■ Set exercise ■
Repeat, exactly and in full, the lines of the listing below, but without any pictures.

■ The input ■
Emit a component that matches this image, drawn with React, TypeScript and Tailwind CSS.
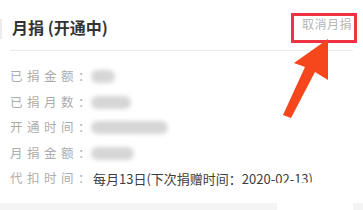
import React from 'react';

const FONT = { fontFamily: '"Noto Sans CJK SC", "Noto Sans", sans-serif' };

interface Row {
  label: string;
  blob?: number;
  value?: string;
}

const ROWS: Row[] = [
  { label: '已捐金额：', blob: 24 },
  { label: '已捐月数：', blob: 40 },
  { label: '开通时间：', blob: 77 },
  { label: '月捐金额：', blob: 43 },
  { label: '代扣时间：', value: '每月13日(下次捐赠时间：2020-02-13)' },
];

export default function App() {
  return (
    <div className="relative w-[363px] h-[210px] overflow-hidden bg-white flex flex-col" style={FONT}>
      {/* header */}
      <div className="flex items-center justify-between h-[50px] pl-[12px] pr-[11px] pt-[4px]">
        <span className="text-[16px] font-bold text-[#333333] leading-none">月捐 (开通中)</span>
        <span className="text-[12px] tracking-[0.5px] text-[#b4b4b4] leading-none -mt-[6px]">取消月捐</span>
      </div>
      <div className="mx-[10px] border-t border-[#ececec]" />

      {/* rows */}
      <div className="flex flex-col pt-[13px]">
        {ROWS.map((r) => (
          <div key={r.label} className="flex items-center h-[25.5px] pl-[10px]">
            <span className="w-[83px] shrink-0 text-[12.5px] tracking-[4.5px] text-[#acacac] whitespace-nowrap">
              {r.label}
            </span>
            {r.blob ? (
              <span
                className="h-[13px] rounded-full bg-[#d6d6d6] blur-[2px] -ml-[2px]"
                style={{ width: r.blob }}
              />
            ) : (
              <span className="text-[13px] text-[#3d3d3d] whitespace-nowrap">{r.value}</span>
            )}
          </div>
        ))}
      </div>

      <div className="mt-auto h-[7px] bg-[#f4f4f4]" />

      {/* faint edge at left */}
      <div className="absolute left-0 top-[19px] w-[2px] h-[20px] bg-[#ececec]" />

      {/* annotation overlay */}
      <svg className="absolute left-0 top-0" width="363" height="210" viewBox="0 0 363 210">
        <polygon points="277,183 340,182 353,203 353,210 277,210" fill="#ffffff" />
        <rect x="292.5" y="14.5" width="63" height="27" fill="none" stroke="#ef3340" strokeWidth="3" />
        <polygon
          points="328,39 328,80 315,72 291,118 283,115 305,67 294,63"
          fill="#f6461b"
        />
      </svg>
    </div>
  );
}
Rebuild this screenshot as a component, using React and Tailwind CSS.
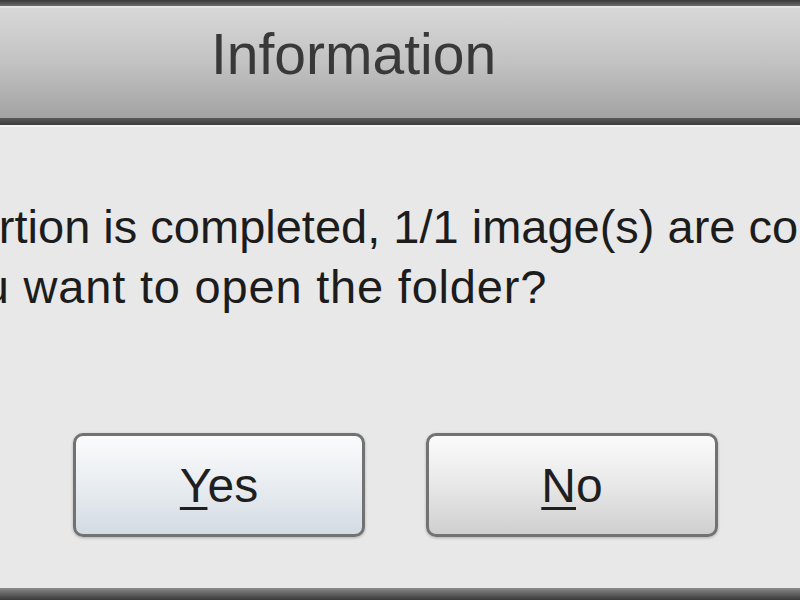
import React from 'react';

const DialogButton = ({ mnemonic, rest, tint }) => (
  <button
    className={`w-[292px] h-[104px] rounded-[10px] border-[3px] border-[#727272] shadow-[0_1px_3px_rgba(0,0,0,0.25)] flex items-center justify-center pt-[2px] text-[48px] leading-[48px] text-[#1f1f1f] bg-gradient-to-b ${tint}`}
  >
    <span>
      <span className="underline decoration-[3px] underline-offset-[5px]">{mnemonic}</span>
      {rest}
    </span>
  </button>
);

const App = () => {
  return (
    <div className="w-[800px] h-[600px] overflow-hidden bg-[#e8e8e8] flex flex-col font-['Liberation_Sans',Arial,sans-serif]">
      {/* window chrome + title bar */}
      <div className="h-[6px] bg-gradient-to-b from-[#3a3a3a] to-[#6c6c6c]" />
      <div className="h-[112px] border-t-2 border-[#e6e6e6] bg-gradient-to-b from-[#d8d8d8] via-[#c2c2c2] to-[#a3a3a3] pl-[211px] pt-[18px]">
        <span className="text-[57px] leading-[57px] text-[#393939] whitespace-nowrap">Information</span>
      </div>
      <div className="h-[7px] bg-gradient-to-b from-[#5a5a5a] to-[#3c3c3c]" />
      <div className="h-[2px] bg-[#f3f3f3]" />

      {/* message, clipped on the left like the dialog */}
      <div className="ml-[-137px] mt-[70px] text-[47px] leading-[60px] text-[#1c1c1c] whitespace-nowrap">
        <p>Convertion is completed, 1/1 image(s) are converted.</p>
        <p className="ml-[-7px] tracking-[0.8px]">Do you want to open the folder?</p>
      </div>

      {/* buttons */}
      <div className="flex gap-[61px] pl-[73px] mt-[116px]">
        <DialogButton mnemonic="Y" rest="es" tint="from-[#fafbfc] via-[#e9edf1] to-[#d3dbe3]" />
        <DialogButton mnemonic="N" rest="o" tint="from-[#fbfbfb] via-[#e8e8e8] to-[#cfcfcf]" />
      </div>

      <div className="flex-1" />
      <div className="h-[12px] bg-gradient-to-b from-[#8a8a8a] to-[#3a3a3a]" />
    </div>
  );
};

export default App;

■ Problem solution ■
Emit a component that matches this image, drawn with React, TypeScript and Tailwind CSS.
import React from 'react';

const FONT = { fontFamily: '"Noto Sans CJK SC", "Noto Sans", sans-serif' };

interface Row {
  label: string;
  blob?: number;
  value?: string;
}

const ROWS: Row[] = [
  { label: '已捐金额：', blob: 24 },
  { label: '已捐月数：', blob: 40 },
  { label: '开通时间：', blob: 77 },
  { label: '月捐金额：', blob: 43 },
  { label: '代扣时间：', value: '每月13日(下次捐赠时间：2020-02-13)' },
];

export default function App() {
  return (
    <div className="relative w-[363px] h-[210px] overflow-hidden bg-white flex flex-col" style={FONT}>
      {/* header */}
      <div className="flex items-center justify-between h-[50px] pl-[12px] pr-[11px] pt-[4px]">
        <span className="text-[16px] font-bold text-[#333333] leading-none">月捐 (开通中)</span>
        <span className="text-[12px] tracking-[0.5px] text-[#b4b4b4] leading-none -mt-[6px]">取消月捐</span>
      </div>
      <div className="mx-[10px] border-t border-[#ececec]" />

      {/* rows */}
      <div className="flex flex-col pt-[13px]">
        {ROWS.map((r) => (
          <div key={r.label} className="flex items-center h-[25.5px] pl-[10px]">
            <span className="w-[83px] shrink-0 text-[12.5px] tracking-[4.5px] text-[#acacac] whitespace-nowrap">
              {r.label}
            </span>
            {r.blob ? (
              <span
                className="h-[13px] rounded-full bg-[#d6d6d6] blur-[2px] -ml-[2px]"
                style={{ width: r.blob }}
              />
            ) : (
              <span className="text-[13px] text-[#3d3d3d] whitespace-nowrap">{r.value}</span>
            )}
          </div>
        ))}
      </div>

      <div className="mt-auto h-[7px] bg-[#f4f4f4]" />

      {/* faint edge at left */}
      <div className="absolute left-0 top-[19px] w-[2px] h-[20px] bg-[#ececec]" />

      {/* annotation overlay */}
      <svg className="absolute left-0 top-0" width="363" height="210" viewBox="0 0 363 210">
        <polygon points="277,183 340,182 353,203 353,210 277,210" fill="#ffffff" />
        <rect x="292.5" y="14.5" width="63" height="27" fill="none" stroke="#ef3340" strokeWidth="3" />
        <polygon
          points="328,39 328,80 315,72 291,118 283,115 305,67 294,63"
          fill="#f6461b"
        />
      </svg>
    </div>
  );
}
Rebuild this screenshot as a component, using React and Tailwind CSS.
import React from 'react';

const DialogButton = ({ mnemonic, rest, tint }) => (
  <button
    className={`w-[292px] h-[104px] rounded-[10px] border-[3px] border-[#727272] shadow-[0_1px_3px_rgba(0,0,0,0.25)] flex items-center justify-center pt-[2px] text-[48px] leading-[48px] text-[#1f1f1f] bg-gradient-to-b ${tint}`}
  >
    <span>
      <span className="underline decoration-[3px] underline-offset-[5px]">{mnemonic}</span>
      {rest}
    </span>
  </button>
);

const App = () => {
  return (
    <div className="w-[800px] h-[600px] overflow-hidden bg-[#e8e8e8] flex flex-col font-['Liberation_Sans',Arial,sans-serif]">
      {/* window chrome + title bar */}
      <div className="h-[6px] bg-gradient-to-b from-[#3a3a3a] to-[#6c6c6c]" />
      <div className="h-[112px] border-t-2 border-[#e6e6e6] bg-gradient-to-b from-[#d8d8d8] via-[#c2c2c2] to-[#a3a3a3] pl-[211px] pt-[18px]">
        <span className="text-[57px] leading-[57px] text-[#393939] whitespace-nowrap">Information</span>
      </div>
      <div className="h-[7px] bg-gradient-to-b from-[#5a5a5a] to-[#3c3c3c]" />
      <div className="h-[2px] bg-[#f3f3f3]" />

      {/* message, clipped on the left like the dialog */}
      <div className="ml-[-137px] mt-[70px] text-[47px] leading-[60px] text-[#1c1c1c] whitespace-nowrap">
        <p>Convertion is completed, 1/1 image(s) are converted.</p>
        <p className="ml-[-7px] tracking-[0.8px]">Do you want to open the folder?</p>
      </div>

      {/* buttons */}
      <div className="flex gap-[61px] pl-[73px] mt-[116px]">
        <DialogButton mnemonic="Y" rest="es" tint="from-[#fafbfc] via-[#e9edf1] to-[#d3dbe3]" />
        <DialogButton mnemonic="N" rest="o" tint="from-[#fbfbfb] via-[#e8e8e8] to-[#cfcfcf]" />
      </div>

      <div className="flex-1" />
      <div className="h-[12px] bg-gradient-to-b from-[#8a8a8a] to-[#3a3a3a]" />
    </div>
  );
};

export default App;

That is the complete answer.